Much as the media would want it that way, the state cannot combat terrorism, either by way of preventive strikes or reactive action, in the glare of television cameras or by taking the media into confidence. It does not work that way anywhere in the world; in India it is doubly undesirable because the integrity of many journalists is, to put it mildly, suspect. Public memory is notoriously short but let us not forget that a senior journalist on the rolls of Deccan Herald was arrested for plotting jihadi attacks not many months ago. There are others who would happily sleep with India’s enemies for either ideological reasons or to flaunt their ethical promiscuity.

What should instead worry us is the Congress-led UPA Government’s unwillingness to fight terrorism. It would be easy, and is indeed tempting, to describe the stunning failure of this regime to wage war on terror as incapacity and inability. But that would be patently untrue. Ever since the summer of 2004, the Congress has actively followed a policy of dismantling the counter-terror mechanism, including a legal framework, that had been put in place by the BJP-led NDA regime. 

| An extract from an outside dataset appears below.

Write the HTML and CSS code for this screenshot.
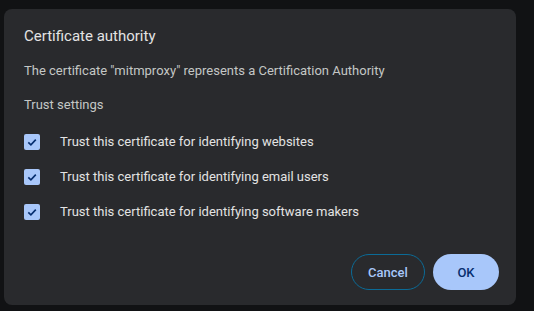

This is because the Congress believes the best way to consolidate the Muslim vote in its favour is to go easy on terrorists. Crude as it may sound, that is the truth. Hence the speed with which Pota was rescinded; hence also the reason why senior Congress leaders known for their proximity to the party’s first family have visited Azamgarh to commiserate with the families of terrorists, cast aspersions on Delhi Police for its raid on Batla House (External Affairs Minister Salman Khurshid wants us to believe Congress president Sonia Gandhi wept inconsolably when shown visuals of Indian Mujahideen terrorists responsible for bombings in Delhi who were killed in that raid), use the CBI to penalise upright police officers who take on jihadis (as was done with policemen involved in intercepting and killing LeT operative Irshad Jehan and her associates in Gujarat) and defame Hindus (as was done first by P Chidambaram who spoke of ‘saffron terrorism’ and then by his successor in the Home Ministry Sushil Kumar Shinde who luridly accused the BJP and RSS of training ‘Hindu terrorists’) in the hope that this will titillate the fanatics among Muslims. 

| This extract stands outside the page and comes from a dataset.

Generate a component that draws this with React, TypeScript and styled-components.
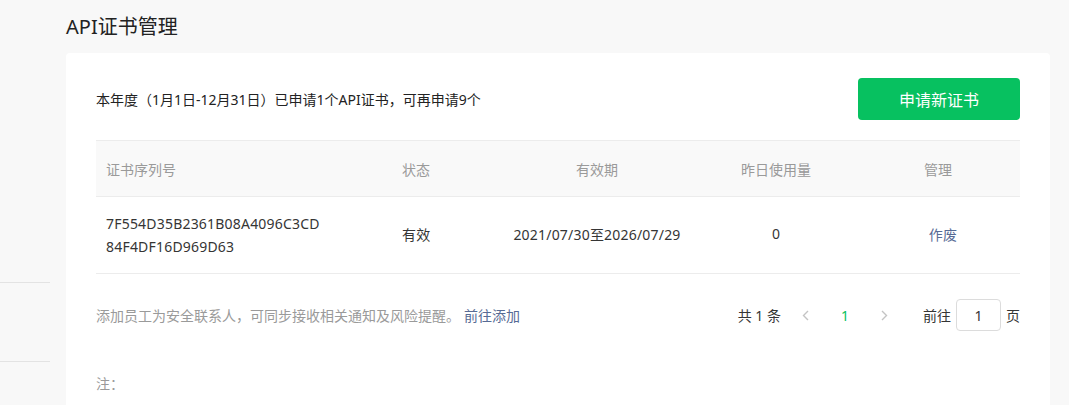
import React from "react";
import styled, { createGlobalStyle } from "styled-components";

const GlobalStyle = createGlobalStyle`
  html, body {
    margin: 0;
    padding: 0;
    background: #f8f8f8;
  }
  body {
    font-family: "Noto Sans", "Noto Sans CJK SC", sans-serif;
    color: #353535;
    font-size: 14px;
  }
  * {
    box-sizing: border-box;
  }
`;

interface Cert {
  serial: string;
  status: string;
  from: string;
  to: string;
  usage: number;
}

const certs: Cert[] = [
  {
    serial: "7F554D35B2361B08A4096C3CD84F4DF16D969D63",
    status: "有效",
    from: "2021/07/30",
    to: "2026/07/29",
    usage: 0,
  },
];

const COLS = "296px 112px 186px 172px 158px";

const ChevronLeft = () => (
  <svg width="7" height="11" viewBox="0 0 7 11">
    <path d="M6 1 L1.5 5.5 L6 10" fill="none" stroke="#c4c4c4" strokeWidth="1.4" />
  </svg>
);

const ChevronRight = () => (
  <svg width="7" height="11" viewBox="0 0 7 11">
    <path d="M1 1 L5.5 5.5 L1 10" fill="none" stroke="#c4c4c4" strokeWidth="1.4" />
  </svg>
);

export default function App() {
  return (
    <>
      <GlobalStyle />
      <Layout>
        <Sidebar>
          <NavItem />
          <NavItem />
        </Sidebar>

        <Main>
          <PageTitle>API证书管理</PageTitle>

          <Card>
            <Toolbar>
              <Quota>本年度（1月1日-12月31日）已申请1个API证书，可再申请9个</Quota>
              <PrimaryButton>申请新证书</PrimaryButton>
            </Toolbar>

            <Table>
              <HeadRow>
                <Cell>证书序列号</Cell>
                <Cell>状态</Cell>
                <Cell $center>有效期</Cell>
                <Cell $center>昨日使用量</Cell>
                <Cell $center $shift={-3}>管理</Cell>
              </HeadRow>
              {certs.map((c) => (
                <BodyRow key={c.serial}>
                  <Cell>
                    <Serial>
                      {c.serial.slice(0, 25)}
                      <br />
                      {c.serial.slice(25)}
                    </Serial>
                  </Cell>
                  <Cell>{c.status}</Cell>
                  <Cell $center $nowrap>
                    {c.from}至{c.to}
                  </Cell>
                  <Cell $center>{c.usage}</Cell>
                  <Cell $center>
                    <Link>作废</Link>
                  </Cell>
                </BodyRow>
              ))}
            </Table>

            <Footer>
              <Hint>
                添加员工为安全联系人，可同步接收相关通知及风险提醒。
                <Link>前往添加</Link>
              </Hint>

              <Pager>
                <Total>共 1 条</Total>
                <PageArrow>
                  <ChevronLeft />
                </PageArrow>
                <PageNum>1</PageNum>
                <PageArrow>
                  <ChevronRight />
                </PageArrow>
                <Jump>
                  前往
                  <PageInput defaultValue="1" />
                  页
                </Jump>
              </Pager>
            </Footer>

            <Note>注：</Note>
          </Card>
        </Main>
      </Layout>
    </>
  );
}

const Layout = styled.div`
  display: flex;
  gap: 16px;
  min-height: 405px;
`;

const Sidebar = styled.nav`
  width: 50px;
  flex-shrink: 0;
  padding-top: 204px;
`;

const NavItem = styled.div`
  height: 79px;
  border-bottom: 1px solid #e3e3e3;
`;

const Main = styled.main`
  flex: 1;
  padding: 12px 19px 0 0;
`;

const PageTitle = styled.h1`
  margin: 0 0 11px;
  font-size: 20px;
  font-weight: 400;
  line-height: 30px;
  color: #222;
`;

const Card = styled.section`
  background: #ffffff;
  border-radius: 4px;
  padding: 25px 30px 30px;
  min-height: 400px;
`;

const Toolbar = styled.div`
  display: flex;
  align-items: center;
  justify-content: space-between;
  margin-bottom: 20px;
`;

const Quota = styled.p`
  margin: 0;
  font-size: 14px;
  color: #222;
`;

const PrimaryButton = styled.button`
  width: 162px;
  height: 42px;
  border: none;
  border-radius: 4px;
  background: #07c160;
  color: #ffffff;
  font-family: inherit;
  font-size: 16px;
  cursor: pointer;
`;

const Table = styled.div`
  border-top: 1px solid #ececec;
`;

const Row = styled.div`
  display: grid;
  grid-template-columns: ${COLS};
  align-items: center;
  border-bottom: 1px solid #ececec;
`;

const HeadRow = styled(Row)`
  height: 56px;
  background: #f9f9f9;
  color: #9a9a9a;
`;

const BodyRow = styled(Row)`
  height: 77px;
  padding-bottom: 3px;
  color: #353535;
  letter-spacing: 0.2px;
`;

const Cell = styled.div<{ $center?: boolean; $shift?: number; $nowrap?: boolean }>`
  padding: 0 10px;
  text-align: ${(p) => (p.$center ? "center" : "left")};
  ${(p) => (p.$nowrap ? "white-space: nowrap; padding: 0;" : "")}
  ${(p) => (p.$shift ? `transform: translateX(${p.$shift}px);` : "")}
`;

const Serial = styled.span`
  display: block;
  line-height: 23px;
  transform: translateY(1px);
`;

const Link = styled.a`
  color: #576b95;
  cursor: pointer;
  margin-left: 4px;
`;

const Footer = styled.div`
  display: flex;
  align-items: center;
  justify-content: space-between;
  margin-top: 25px;
`;

const Hint = styled.p`
  margin: 0;
  color: #9a9a9a;
`;

const Pager = styled.div`
  display: flex;
  align-items: center;
  color: #353535;
`;

const Total = styled.span`
  margin-right: 21px;
`;

const PageArrow = styled.span`
  display: inline-flex;
  width: 7px;
  justify-content: center;
`;

const PageNum = styled.span`
  color: #07c160;
  width: 72px;
  text-align: center;
`;

const Jump = styled.span`
  display: inline-flex;
  align-items: center;
  gap: 5px;
  margin-left: 35px;
`;

const PageInput = styled.input`
  width: 45px;
  height: 32px;
  border: 1px solid #dcdcdc;
  border-radius: 4px;
  text-align: center;
  font-family: inherit;
  font-size: 14px;
  color: #353535;
  outline: none;
`;

const Note = styled.p`
  margin: 42px 0 0;
  color: #9a9a9a;
`;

The Congress maligns Hindus, secure in the knowledge that Hindus are a fragmented community who place caste and community above self-dignity; the educated feel that it is imperative to demean Hindus and Hinduism to prove their secular credentials; and, whether we like it or not, abusing Hindus and Hinduism does have an appeal among non-Hindus.

If the ruling political elite, namely the Congress, is to blame for compromising national security in the interest of crass vote-bank politics, spineless bureaucrats are guilty of facilitating this dangerous pandering to minorityism. The Union Home Secretary seems to be more keen on sucking up to the Home Minister and seconding his absurd assertions about ‘Hindu terrorism’ than in going after the real terrorists. He is also the person who showered fulsome praise on Delhi Police after the terrible gang-rape and murder of a young woman, glossing over the serious lapses of the police that allowed the criminals to commit their hideous crime. 

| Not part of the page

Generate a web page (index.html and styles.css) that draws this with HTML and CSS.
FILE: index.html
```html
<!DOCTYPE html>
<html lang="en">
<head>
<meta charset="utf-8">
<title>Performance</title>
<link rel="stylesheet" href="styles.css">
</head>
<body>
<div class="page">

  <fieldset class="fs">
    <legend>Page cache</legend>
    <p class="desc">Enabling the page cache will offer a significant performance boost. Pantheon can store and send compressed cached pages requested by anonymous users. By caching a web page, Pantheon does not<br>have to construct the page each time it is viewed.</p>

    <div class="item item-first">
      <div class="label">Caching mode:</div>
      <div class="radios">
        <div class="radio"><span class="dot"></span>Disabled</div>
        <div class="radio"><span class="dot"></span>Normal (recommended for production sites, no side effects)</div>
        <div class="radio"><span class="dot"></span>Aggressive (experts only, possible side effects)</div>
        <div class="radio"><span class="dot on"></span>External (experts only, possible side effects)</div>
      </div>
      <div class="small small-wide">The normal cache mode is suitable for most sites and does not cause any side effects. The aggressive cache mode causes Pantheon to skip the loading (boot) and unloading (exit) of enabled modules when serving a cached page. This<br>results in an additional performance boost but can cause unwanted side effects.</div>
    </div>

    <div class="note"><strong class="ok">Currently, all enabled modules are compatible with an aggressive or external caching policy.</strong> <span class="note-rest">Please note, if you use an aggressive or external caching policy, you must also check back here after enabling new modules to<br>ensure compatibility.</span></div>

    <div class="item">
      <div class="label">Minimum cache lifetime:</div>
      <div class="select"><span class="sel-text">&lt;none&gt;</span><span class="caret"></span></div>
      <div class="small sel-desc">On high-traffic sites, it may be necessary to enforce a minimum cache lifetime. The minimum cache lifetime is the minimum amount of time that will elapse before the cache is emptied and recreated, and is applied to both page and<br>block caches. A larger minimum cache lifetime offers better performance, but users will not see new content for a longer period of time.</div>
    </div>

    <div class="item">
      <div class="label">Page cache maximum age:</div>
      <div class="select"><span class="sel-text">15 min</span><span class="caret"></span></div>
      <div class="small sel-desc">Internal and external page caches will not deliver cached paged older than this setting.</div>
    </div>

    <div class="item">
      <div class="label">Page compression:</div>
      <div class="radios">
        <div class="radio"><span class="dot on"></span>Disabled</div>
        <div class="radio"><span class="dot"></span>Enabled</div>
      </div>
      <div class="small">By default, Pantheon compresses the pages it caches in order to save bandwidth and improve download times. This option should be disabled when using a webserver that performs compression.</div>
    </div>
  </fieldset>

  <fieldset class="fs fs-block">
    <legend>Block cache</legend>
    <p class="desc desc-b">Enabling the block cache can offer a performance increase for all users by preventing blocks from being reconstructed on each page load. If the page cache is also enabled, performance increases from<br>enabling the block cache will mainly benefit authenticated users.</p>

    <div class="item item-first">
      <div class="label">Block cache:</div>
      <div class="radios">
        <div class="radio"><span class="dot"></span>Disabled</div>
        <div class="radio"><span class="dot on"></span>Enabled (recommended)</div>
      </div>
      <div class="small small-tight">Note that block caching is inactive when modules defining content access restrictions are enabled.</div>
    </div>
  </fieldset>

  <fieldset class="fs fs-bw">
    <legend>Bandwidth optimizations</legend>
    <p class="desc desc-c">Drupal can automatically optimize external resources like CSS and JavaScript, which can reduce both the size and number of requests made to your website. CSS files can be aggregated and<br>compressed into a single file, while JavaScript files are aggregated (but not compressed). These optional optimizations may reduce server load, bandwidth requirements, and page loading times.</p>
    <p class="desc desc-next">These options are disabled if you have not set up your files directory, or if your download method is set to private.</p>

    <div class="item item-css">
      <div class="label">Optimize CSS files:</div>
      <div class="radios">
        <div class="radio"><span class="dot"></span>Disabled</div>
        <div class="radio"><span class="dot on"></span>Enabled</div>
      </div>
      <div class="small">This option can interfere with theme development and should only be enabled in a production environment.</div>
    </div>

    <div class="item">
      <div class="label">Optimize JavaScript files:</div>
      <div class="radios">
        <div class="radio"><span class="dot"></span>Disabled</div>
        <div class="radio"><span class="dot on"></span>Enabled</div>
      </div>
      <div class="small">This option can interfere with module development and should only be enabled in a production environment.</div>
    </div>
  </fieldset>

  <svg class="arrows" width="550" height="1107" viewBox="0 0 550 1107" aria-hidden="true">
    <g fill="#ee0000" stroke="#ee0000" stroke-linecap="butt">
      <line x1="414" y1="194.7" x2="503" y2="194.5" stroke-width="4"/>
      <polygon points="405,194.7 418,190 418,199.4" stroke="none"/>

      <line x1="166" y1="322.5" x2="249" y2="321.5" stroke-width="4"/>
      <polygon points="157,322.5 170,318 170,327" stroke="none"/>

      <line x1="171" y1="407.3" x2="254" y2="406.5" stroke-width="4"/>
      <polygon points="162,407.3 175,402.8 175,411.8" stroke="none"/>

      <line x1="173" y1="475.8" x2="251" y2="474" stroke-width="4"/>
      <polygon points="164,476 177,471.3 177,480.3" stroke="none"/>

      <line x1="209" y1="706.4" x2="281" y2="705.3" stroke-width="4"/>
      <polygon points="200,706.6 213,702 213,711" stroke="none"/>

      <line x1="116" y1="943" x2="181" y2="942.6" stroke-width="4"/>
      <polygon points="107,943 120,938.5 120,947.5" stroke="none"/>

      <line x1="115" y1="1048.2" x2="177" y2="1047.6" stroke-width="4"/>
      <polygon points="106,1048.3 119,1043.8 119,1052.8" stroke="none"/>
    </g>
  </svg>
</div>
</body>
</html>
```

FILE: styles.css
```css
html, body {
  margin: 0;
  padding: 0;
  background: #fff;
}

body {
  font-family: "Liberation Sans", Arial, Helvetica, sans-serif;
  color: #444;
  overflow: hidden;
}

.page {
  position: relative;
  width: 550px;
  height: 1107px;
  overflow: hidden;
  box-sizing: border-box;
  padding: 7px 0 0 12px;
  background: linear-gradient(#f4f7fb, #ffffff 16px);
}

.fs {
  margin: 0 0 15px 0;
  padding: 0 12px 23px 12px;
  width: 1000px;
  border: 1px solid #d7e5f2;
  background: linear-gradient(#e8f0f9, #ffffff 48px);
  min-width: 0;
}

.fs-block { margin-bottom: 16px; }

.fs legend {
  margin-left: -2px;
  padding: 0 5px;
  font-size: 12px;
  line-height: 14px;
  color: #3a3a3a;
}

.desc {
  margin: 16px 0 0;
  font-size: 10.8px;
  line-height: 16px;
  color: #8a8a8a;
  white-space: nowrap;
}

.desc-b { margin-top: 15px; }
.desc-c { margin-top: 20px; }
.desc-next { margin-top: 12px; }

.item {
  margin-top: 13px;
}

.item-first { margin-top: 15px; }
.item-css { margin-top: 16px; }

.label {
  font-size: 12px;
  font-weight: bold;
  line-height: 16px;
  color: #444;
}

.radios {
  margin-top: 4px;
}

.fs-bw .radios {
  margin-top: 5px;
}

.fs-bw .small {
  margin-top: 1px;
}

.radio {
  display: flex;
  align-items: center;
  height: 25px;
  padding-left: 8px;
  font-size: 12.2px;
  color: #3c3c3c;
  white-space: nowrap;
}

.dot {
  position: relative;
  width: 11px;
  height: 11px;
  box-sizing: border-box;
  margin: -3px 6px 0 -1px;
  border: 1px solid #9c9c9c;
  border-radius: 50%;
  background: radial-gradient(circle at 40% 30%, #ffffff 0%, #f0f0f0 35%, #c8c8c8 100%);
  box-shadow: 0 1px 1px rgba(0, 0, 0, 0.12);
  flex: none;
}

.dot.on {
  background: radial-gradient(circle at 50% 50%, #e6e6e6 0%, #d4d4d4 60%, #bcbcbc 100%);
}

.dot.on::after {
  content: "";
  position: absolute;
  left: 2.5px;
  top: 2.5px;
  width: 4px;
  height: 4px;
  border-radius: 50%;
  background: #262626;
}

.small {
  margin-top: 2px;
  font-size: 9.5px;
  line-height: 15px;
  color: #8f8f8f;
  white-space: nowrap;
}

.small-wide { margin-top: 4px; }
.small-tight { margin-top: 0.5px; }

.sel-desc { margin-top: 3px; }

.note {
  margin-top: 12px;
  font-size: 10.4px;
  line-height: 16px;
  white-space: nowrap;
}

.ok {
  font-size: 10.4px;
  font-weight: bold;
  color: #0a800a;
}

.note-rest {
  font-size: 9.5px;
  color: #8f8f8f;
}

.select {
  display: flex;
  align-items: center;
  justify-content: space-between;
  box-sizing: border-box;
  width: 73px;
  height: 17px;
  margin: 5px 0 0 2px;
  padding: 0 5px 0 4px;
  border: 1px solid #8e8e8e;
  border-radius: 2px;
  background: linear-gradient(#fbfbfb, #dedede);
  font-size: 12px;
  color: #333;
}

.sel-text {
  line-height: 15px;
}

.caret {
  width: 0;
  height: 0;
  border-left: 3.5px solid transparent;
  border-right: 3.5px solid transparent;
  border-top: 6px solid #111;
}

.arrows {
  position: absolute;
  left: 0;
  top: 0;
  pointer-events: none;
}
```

He should now hold another media briefing and inform the nation as to why he, his fellow babus, the Intelligence Bureau and the Andhra Pradesh Police, all kept in clover by us tax-payers, did not act on the information that Indian Mujahideen activists arrested by Delhi Police in October 2012 had visited Dilsukhnagar and surveyed the same spot where the bombs went off last Thursday. Were they busy concocting tales about ‘Hindu terror’ to keep the Congress in good humour? We can be sure it was not incompetence that caused the failure.